• [The problem] Set the data down again, exactly as it reads, but without the pictures.

• [Data segment]
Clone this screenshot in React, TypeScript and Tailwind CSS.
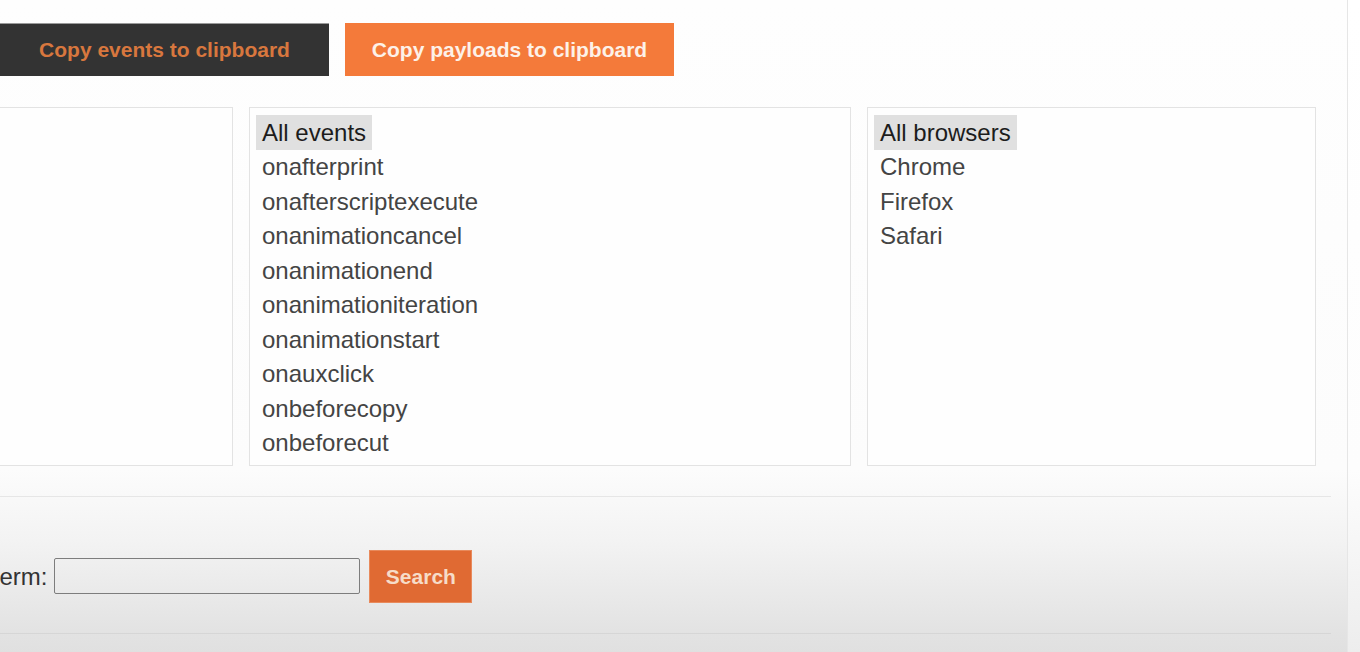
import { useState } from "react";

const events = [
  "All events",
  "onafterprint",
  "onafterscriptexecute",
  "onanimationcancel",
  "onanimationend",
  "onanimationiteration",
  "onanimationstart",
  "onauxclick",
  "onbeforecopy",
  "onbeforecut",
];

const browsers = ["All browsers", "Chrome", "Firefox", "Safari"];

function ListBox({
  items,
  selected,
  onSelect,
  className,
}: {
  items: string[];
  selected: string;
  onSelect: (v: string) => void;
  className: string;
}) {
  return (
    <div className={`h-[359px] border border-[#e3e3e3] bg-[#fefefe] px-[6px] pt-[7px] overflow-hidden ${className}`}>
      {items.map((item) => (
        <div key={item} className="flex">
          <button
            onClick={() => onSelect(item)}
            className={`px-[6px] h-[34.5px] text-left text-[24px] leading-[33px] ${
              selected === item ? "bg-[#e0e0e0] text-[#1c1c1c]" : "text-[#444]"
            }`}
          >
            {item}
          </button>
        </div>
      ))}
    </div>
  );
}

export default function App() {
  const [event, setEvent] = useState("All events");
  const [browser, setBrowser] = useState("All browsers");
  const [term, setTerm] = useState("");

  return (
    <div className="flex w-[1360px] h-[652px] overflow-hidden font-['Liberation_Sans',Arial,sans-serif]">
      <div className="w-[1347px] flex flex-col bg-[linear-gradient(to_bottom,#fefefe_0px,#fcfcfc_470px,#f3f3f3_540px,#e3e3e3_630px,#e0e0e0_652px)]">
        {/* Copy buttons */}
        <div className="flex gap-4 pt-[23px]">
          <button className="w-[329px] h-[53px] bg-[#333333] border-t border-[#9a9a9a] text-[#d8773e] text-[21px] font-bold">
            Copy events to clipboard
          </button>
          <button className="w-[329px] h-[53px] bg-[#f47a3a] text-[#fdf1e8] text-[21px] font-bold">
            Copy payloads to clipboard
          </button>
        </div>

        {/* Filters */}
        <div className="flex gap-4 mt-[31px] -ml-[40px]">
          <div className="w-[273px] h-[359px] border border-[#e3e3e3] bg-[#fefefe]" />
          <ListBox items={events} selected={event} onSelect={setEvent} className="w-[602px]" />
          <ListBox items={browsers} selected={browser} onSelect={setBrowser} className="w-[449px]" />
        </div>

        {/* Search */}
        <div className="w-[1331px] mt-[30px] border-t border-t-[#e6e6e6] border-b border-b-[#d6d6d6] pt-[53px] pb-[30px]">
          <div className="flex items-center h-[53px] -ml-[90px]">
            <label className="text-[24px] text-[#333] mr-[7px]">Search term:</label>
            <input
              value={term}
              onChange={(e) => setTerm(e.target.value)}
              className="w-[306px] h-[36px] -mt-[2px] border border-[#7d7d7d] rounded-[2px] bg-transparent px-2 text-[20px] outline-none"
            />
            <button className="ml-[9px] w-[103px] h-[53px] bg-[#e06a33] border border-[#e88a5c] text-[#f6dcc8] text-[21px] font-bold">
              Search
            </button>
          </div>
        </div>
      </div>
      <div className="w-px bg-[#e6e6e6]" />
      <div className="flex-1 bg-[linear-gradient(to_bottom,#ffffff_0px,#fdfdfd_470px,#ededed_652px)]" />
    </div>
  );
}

• [Worked solution]
Clone this screenshot in React, TypeScript and Tailwind CSS.
import { useState } from "react";

const events = [
  "All events",
  "onafterprint",
  "onafterscriptexecute",
  "onanimationcancel",
  "onanimationend",
  "onanimationiteration",
  "onanimationstart",
  "onauxclick",
  "onbeforecopy",
  "onbeforecut",
];

const browsers = ["All browsers", "Chrome", "Firefox", "Safari"];

function ListBox({
  items,
  selected,
  onSelect,
  className,
}: {
  items: string[];
  selected: string;
  onSelect: (v: string) => void;
  className: string;
}) {
  return (
    <div className={`h-[359px] border border-[#e3e3e3] bg-[#fefefe] px-[6px] pt-[7px] overflow-hidden ${className}`}>
      {items.map((item) => (
        <div key={item} className="flex">
          <button
            onClick={() => onSelect(item)}
            className={`px-[6px] h-[34.5px] text-left text-[24px] leading-[33px] ${
              selected === item ? "bg-[#e0e0e0] text-[#1c1c1c]" : "text-[#444]"
            }`}
          >
            {item}
          </button>
        </div>
      ))}
    </div>
  );
}

export default function App() {
  const [event, setEvent] = useState("All events");
  const [browser, setBrowser] = useState("All browsers");
  const [term, setTerm] = useState("");

  return (
    <div className="flex w-[1360px] h-[652px] overflow-hidden font-['Liberation_Sans',Arial,sans-serif]">
      <div className="w-[1347px] flex flex-col bg-[linear-gradient(to_bottom,#fefefe_0px,#fcfcfc_470px,#f3f3f3_540px,#e3e3e3_630px,#e0e0e0_652px)]">
        {/* Copy buttons */}
        <div className="flex gap-4 pt-[23px]">
          <button className="w-[329px] h-[53px] bg-[#333333] border-t border-[#9a9a9a] text-[#d8773e] text-[21px] font-bold">
            Copy events to clipboard
          </button>
          <button className="w-[329px] h-[53px] bg-[#f47a3a] text-[#fdf1e8] text-[21px] font-bold">
            Copy payloads to clipboard
          </button>
        </div>

        {/* Filters */}
        <div className="flex gap-4 mt-[31px] -ml-[40px]">
          <div className="w-[273px] h-[359px] border border-[#e3e3e3] bg-[#fefefe]" />
          <ListBox items={events} selected={event} onSelect={setEvent} className="w-[602px]" />
          <ListBox items={browsers} selected={browser} onSelect={setBrowser} className="w-[449px]" />
        </div>

        {/* Search */}
        <div className="w-[1331px] mt-[30px] border-t border-t-[#e6e6e6] border-b border-b-[#d6d6d6] pt-[53px] pb-[30px]">
          <div className="flex items-center h-[53px] -ml-[90px]">
            <label className="text-[24px] text-[#333] mr-[7px]">Search term:</label>
            <input
              value={term}
              onChange={(e) => setTerm(e.target.value)}
              className="w-[306px] h-[36px] -mt-[2px] border border-[#7d7d7d] rounded-[2px] bg-transparent px-2 text-[20px] outline-none"
            />
            <button className="ml-[9px] w-[103px] h-[53px] bg-[#e06a33] border border-[#e88a5c] text-[#f6dcc8] text-[21px] font-bold">
              Search
            </button>
          </div>
        </div>
      </div>
      <div className="w-px bg-[#e6e6e6]" />
      <div className="flex-1 bg-[linear-gradient(to_bottom,#ffffff_0px,#fdfdfd_470px,#ededed_652px)]" />
    </div>
  );
}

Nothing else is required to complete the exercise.